Pelo caminho, fui recordando as histórias que já nos escreveram o Rui Pinho e o João Paulo Meixedo sobre a Serra da Freita. As palavras a fazerem sentido. As experiências relatadas agora vividas por mim. Lembrei-me também do texto de um autor cujo nome não me recordava, e que agora sei tratar-se do Miguel Serradas Duarte, escrito em 2013, intitulado “Eu não fiz a Freita, a Freita fez-me a mim”. Não sei o que tinha o Miguel em mente, mas eu não escolheria melhor título para esta minha aventura.
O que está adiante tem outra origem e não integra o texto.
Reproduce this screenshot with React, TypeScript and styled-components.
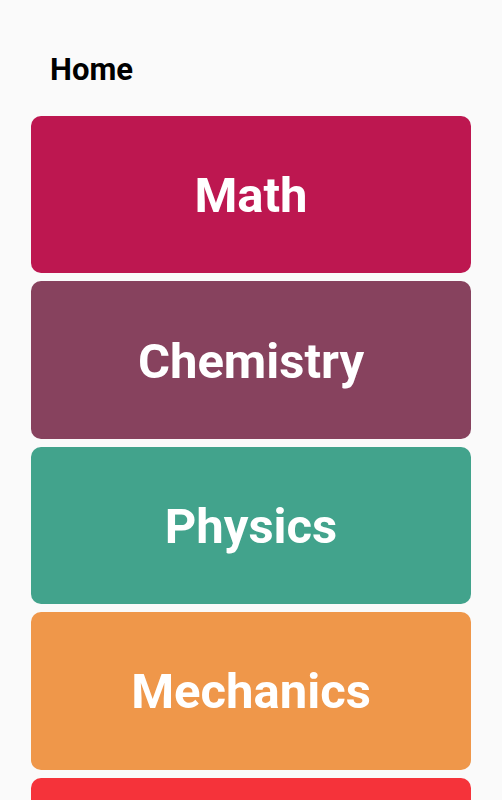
import React from 'react';
import styled, { createGlobalStyle } from 'styled-components';

const GlobalStyle = createGlobalStyle`
    html, body {
        margin: 0;
        padding: 0;
        background-color: #fafafa;
        font-family: Roboto, "Liberation Sans", sans-serif;
    }
`;

const Page = styled.div`
    padding: 0 31px;
    height: 800px;
    overflow: hidden;
`;

const Title = styled.h1`
    margin: 0 0 26px 0;
    padding: 50px 0 0 19px;
    font-size: 31px;
    font-weight: 700;
    color: #000;
    line-height: 40px;
`;

const List = styled.div`
    display: flex;
    flex-direction: column;
    gap: 8px;
`;

const Card = styled.div<{ $bg: string }>`
    height: 157.4px;
    border-radius: 10px;
    background-color: ${(p) => p.$bg};
    display: flex;
    align-items: center;
    justify-content: center;
    flex-shrink: 0;
    span {
        color: #fff;
        font-size: 49px;
        font-weight: 700;
        padding-top: 2px;
    }
`;

const subjects = [
    { name: 'Math', color: '#bd1750' },
    { name: 'Chemistry', color: '#87425e' },
    { name: 'Physics', color: '#42a38c' },
    { name: 'Mechanics', color: '#ef974a' },
    { name: 'Electricity', color: '#f5333a' },
];

function App() {
    return (
        <Page>
            <GlobalStyle />
            <Title>Home</Title>
            <List>
                {subjects.map((s) => (
                    <Card key={s.name} $bg={s.color}>
                        <span>{s.name}</span>
                    </Card>
                ))}
            </List>
        </Page>
    );
}

export default App;
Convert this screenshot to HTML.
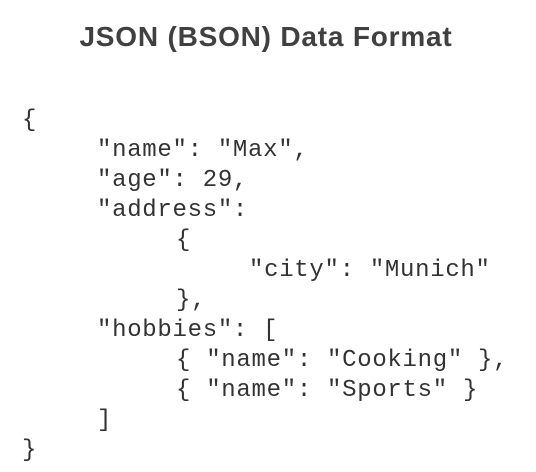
<!DOCTYPE html>
<html><head><style>
body{margin:0;width:536px;height:472px;background:#fff;overflow:hidden;position:relative}
h1{position:absolute;top:21px;left:-2px;width:536px;margin:0;text-align:center;font:bold 28px "Liberation Sans",sans-serif;color:#404040;letter-spacing:0.8px}
.l{position:absolute;font:24px/30px "Liberation Mono",monospace;color:#333;white-space:pre;letter-spacing:0.7px}
</style></head><body>
<h1>JSON (BSON) Data Format</h1>
<div class="l" style="top:106px;left:22px">{</div>
<div class="l" style="top:136px;left:97px">"name": "Max",</div>
<div class="l" style="top:166px;left:97px">"age": 29,</div>
<div class="l" style="top:196px;left:97px">"address":</div>
<div class="l" style="top:226px;left:176px">{</div>
<div class="l" style="top:256px;left:249px">"city": "Munich"</div>
<div class="l" style="top:286px;left:176px">},</div>
<div class="l" style="top:316px;left:97px">"hobbies": [</div>
<div class="l" style="top:346px;left:176px">{ "name": "Cooking" },</div>
<div class="l" style="top:376px;left:176px">{ "name": "Sports" }</div>
<div class="l" style="top:406px;left:97px">]</div>
<div class="l" style="top:436px;left:22px">}</div>
</body></html>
Diz-nos o dicionário da língua portuguesa que fazer significa, entre outras coisas, “dar existência” e “levar alguém a perceber ou sentir algo”. Pois bem. A Serra da Freita deixou em mim um conjunto de sentimentos bons, de sensação de esvaziamento do que não faz bem, de agradecimento. Creio ter sido das minhas mais fantásticas “peregrinações” fora dos “palcos” habituais para o efeito (que nunca usei, confesso), e com a melhor das motivações, que encontrei logo na fase inicial do meu percurso, na manhã de dia 27 de junho.

Mãe, mamã, Zezinha, sendo difícil, porque sou realmente uma “bem equipada mas fraca atleta”, chegar à meta nunca foi tão fácil, por te saber curada.